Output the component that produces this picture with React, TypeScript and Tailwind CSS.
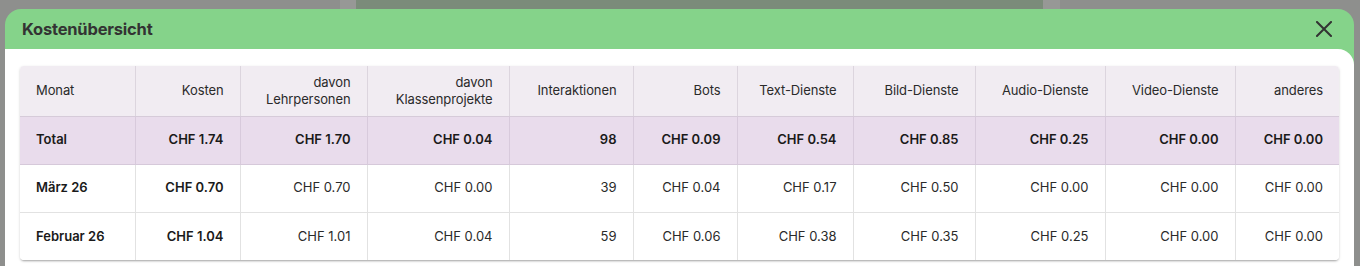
const COLS = [
  { key: "month", label: ["Monat"], w: "w-[115px]", align: "text-left" },
  { key: "cost", label: ["Kosten"], w: "w-[105px]", align: "text-right" },
  { key: "teachers", label: ["davon", "Lehrpersonen"], w: "w-[127px]", align: "text-right" },
  { key: "projects", label: ["davon", "Klassenprojekte"], w: "w-[142px]", align: "text-right" },
  { key: "interactions", label: ["Interaktionen"], w: "w-[124px]", align: "text-right" },
  { key: "bots", label: ["Bots"], w: "w-[104px]", align: "text-right" },
  { key: "text", label: ["Text-Dienste"], w: "w-[116px]", align: "text-right" },
  { key: "image", label: ["Bild-Dienste"], w: "w-[122px]", align: "text-right" },
  { key: "audio", label: ["Audio-Dienste"], w: "w-[130px]", align: "text-right" },
  { key: "video", label: ["Video-Dienste"], w: "w-[130px]", align: "text-right" },
  { key: "other", label: ["anderes"], w: "w-[104px]", align: "text-right" },
];

const TOTAL = ["Total", "CHF 1.74", "CHF 1.70", "CHF 0.04", "98", "CHF 0.09", "CHF 0.54", "CHF 0.85", "CHF 0.25", "CHF 0.00", "CHF 0.00"];

const ROWS = [
  ["März 26", "CHF 0.70", "CHF 0.70", "CHF 0.00", "39", "CHF 0.04", "CHF 0.17", "CHF 0.50", "CHF 0.00", "CHF 0.00", "CHF 0.00"],
  ["Februar 26", "CHF 1.04", "CHF 1.01", "CHF 0.04", "59", "CHF 0.06", "CHF 0.38", "CHF 0.35", "CHF 0.25", "CHF 0.00", "CHF 0.00"],
];

const App = () => {
  return (
    <div
      className="relative h-[266px] w-[1360px] overflow-hidden bg-[#8e8f8d]"
      style={{ fontFamily: "Inter, 'Noto Sans', sans-serif" }}
    >
      {/* page behind the backdrop */}
      <div className="flex h-[9px]">
        <div className="w-[340px] bg-[#8e8f8d]" />
        <div className="w-[16px] bg-[#979896]" />
        <div className="w-[687px] bg-[#7b8b7a]" />
        <div className="w-[17px] bg-[#979896]" />
        <div className="flex-1 bg-[#8e8f8d]" />
      </div>

      <div
        className="absolute left-[5px] top-[9px] w-[1349px] h-[300px] rounded-t-2xl bg-[#85d38a] flex flex-col"
        role="dialog"
        aria-modal="true"
      >
        <div className="h-[40px] flex items-center justify-between pl-[17px] pr-[22px]">
          <h2 className="text-[16.5px] font-bold text-[#333333] tracking-[-0.2px] pt-px">Kostenübersicht</h2>
          <svg width="16" height="16" viewBox="0 0 16 16" className="text-[#333333]">
            <path d="M1 1 L15 15 M15 1 L1 15" stroke="currentColor" strokeWidth="2" strokeLinecap="square" />
          </svg>
        </div>

        <div className="flex-1 bg-white rounded-tr-2xl px-[15px] pt-[17px]">
          <div className="rounded-[4px] bg-white shadow-[0_2px_2px_-1px_rgba(0,0,0,0.25),0_1px_3px_rgba(0,0,0,0.15)] overflow-hidden">
            <table className="w-full table-fixed border-collapse text-[13px] text-[#222222]">
              <colgroup>
                {COLS.map((c) => (
                  <col key={c.key} className={c.w} />
                ))}
              </colgroup>
              <thead>
                <tr className="h-[50px] bg-[#f1ecf2]">
                  {COLS.map((c, i) => (
                    <th
                      key={c.key}
                      className={`${c.align} font-normal leading-[17px] px-4 text-[#2a2a2a] tracking-[-0.1px] border-b border-[#d6cbd9] ${
                        i > 0 ? "border-l border-l-[#dcd5de]" : ""
                      }`}
                    >
                      {c.label.map((l) => (
                        <div key={l}>{l}</div>
                      ))}
                    </th>
                  ))}
                </tr>
              </thead>
              <tbody>
                <tr className="h-[48px] bg-[#e9dcec]">
                  {TOTAL.map((v, i) => (
                    <td
                      key={i}
                      className={`${COLS[i].align} px-4 font-semibold text-[#1a1a1a] border-b border-[#d6c9da] ${
                        i > 0 ? "border-l border-l-[#d8cadc]" : ""
                      }`}
                    >
                      {v}
                    </td>
                  ))}
                </tr>
                {ROWS.map((row, r) => (
                  <tr key={row[0]} className="h-[48px] bg-white">
                    {row.map((v, i) => (
                      <td
                        key={i}
                        className={`${COLS[i].align} px-4 ${
                          i < 2 ? "font-semibold text-[#1a1a1a]" : "text-[#2a2a2a]"
                        } ${r === 0 ? "border-b border-[#e2e2e2]" : ""} ${
                          i > 0 ? "border-l border-l-[#e2e2e2]" : ""
                        }`}
                      >
                        {v}
                      </td>
                    ))}
                  </tr>
                ))}
              </tbody>
            </table>
          </div>
        </div>
      </div>
    </div>
  );
};

export default App;
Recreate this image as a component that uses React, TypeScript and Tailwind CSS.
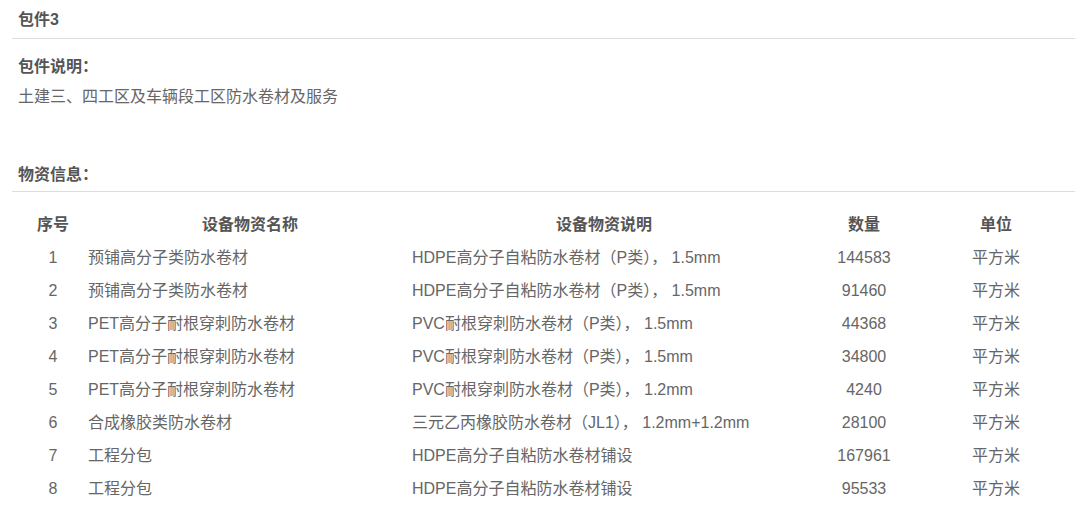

**********

Written problem ▸
Without the pictures, extract every entry verbatim.

Exercise output ▸
Output the component that produces this picture with React, TypeScript and Tailwind CSS.
const COLS = [
  { key: "month", label: ["Monat"], w: "w-[115px]", align: "text-left" },
  { key: "cost", label: ["Kosten"], w: "w-[105px]", align: "text-right" },
  { key: "teachers", label: ["davon", "Lehrpersonen"], w: "w-[127px]", align: "text-right" },
  { key: "projects", label: ["davon", "Klassenprojekte"], w: "w-[142px]", align: "text-right" },
  { key: "interactions", label: ["Interaktionen"], w: "w-[124px]", align: "text-right" },
  { key: "bots", label: ["Bots"], w: "w-[104px]", align: "text-right" },
  { key: "text", label: ["Text-Dienste"], w: "w-[116px]", align: "text-right" },
  { key: "image", label: ["Bild-Dienste"], w: "w-[122px]", align: "text-right" },
  { key: "audio", label: ["Audio-Dienste"], w: "w-[130px]", align: "text-right" },
  { key: "video", label: ["Video-Dienste"], w: "w-[130px]", align: "text-right" },
  { key: "other", label: ["anderes"], w: "w-[104px]", align: "text-right" },
];

const TOTAL = ["Total", "CHF 1.74", "CHF 1.70", "CHF 0.04", "98", "CHF 0.09", "CHF 0.54", "CHF 0.85", "CHF 0.25", "CHF 0.00", "CHF 0.00"];

const ROWS = [
  ["März 26", "CHF 0.70", "CHF 0.70", "CHF 0.00", "39", "CHF 0.04", "CHF 0.17", "CHF 0.50", "CHF 0.00", "CHF 0.00", "CHF 0.00"],
  ["Februar 26", "CHF 1.04", "CHF 1.01", "CHF 0.04", "59", "CHF 0.06", "CHF 0.38", "CHF 0.35", "CHF 0.25", "CHF 0.00", "CHF 0.00"],
];

const App = () => {
  return (
    <div
      className="relative h-[266px] w-[1360px] overflow-hidden bg-[#8e8f8d]"
      style={{ fontFamily: "Inter, 'Noto Sans', sans-serif" }}
    >
      {/* page behind the backdrop */}
      <div className="flex h-[9px]">
        <div className="w-[340px] bg-[#8e8f8d]" />
        <div className="w-[16px] bg-[#979896]" />
        <div className="w-[687px] bg-[#7b8b7a]" />
        <div className="w-[17px] bg-[#979896]" />
        <div className="flex-1 bg-[#8e8f8d]" />
      </div>

      <div
        className="absolute left-[5px] top-[9px] w-[1349px] h-[300px] rounded-t-2xl bg-[#85d38a] flex flex-col"
        role="dialog"
        aria-modal="true"
      >
        <div className="h-[40px] flex items-center justify-between pl-[17px] pr-[22px]">
          <h2 className="text-[16.5px] font-bold text-[#333333] tracking-[-0.2px] pt-px">Kostenübersicht</h2>
          <svg width="16" height="16" viewBox="0 0 16 16" className="text-[#333333]">
            <path d="M1 1 L15 15 M15 1 L1 15" stroke="currentColor" strokeWidth="2" strokeLinecap="square" />
          </svg>
        </div>

        <div className="flex-1 bg-white rounded-tr-2xl px-[15px] pt-[17px]">
          <div className="rounded-[4px] bg-white shadow-[0_2px_2px_-1px_rgba(0,0,0,0.25),0_1px_3px_rgba(0,0,0,0.15)] overflow-hidden">
            <table className="w-full table-fixed border-collapse text-[13px] text-[#222222]">
              <colgroup>
                {COLS.map((c) => (
                  <col key={c.key} className={c.w} />
                ))}
              </colgroup>
              <thead>
                <tr className="h-[50px] bg-[#f1ecf2]">
                  {COLS.map((c, i) => (
                    <th
                      key={c.key}
                      className={`${c.align} font-normal leading-[17px] px-4 text-[#2a2a2a] tracking-[-0.1px] border-b border-[#d6cbd9] ${
                        i > 0 ? "border-l border-l-[#dcd5de]" : ""
                      }`}
                    >
                      {c.label.map((l) => (
                        <div key={l}>{l}</div>
                      ))}
                    </th>
                  ))}
                </tr>
              </thead>
              <tbody>
                <tr className="h-[48px] bg-[#e9dcec]">
                  {TOTAL.map((v, i) => (
                    <td
                      key={i}
                      className={`${COLS[i].align} px-4 font-semibold text-[#1a1a1a] border-b border-[#d6c9da] ${
                        i > 0 ? "border-l border-l-[#d8cadc]" : ""
                      }`}
                    >
                      {v}
                    </td>
                  ))}
                </tr>
                {ROWS.map((row, r) => (
                  <tr key={row[0]} className="h-[48px] bg-white">
                    {row.map((v, i) => (
                      <td
                        key={i}
                        className={`${COLS[i].align} px-4 ${
                          i < 2 ? "font-semibold text-[#1a1a1a]" : "text-[#2a2a2a]"
                        } ${r === 0 ? "border-b border-[#e2e2e2]" : ""} ${
                          i > 0 ? "border-l border-l-[#e2e2e2]" : ""
                        }`}
                      >
                        {v}
                      </td>
                    ))}
                  </tr>
                ))}
              </tbody>
            </table>
          </div>
        </div>
      </div>
    </div>
  );
};

export default App;
Recreate this image as a component that uses React, TypeScript and Tailwind CSS.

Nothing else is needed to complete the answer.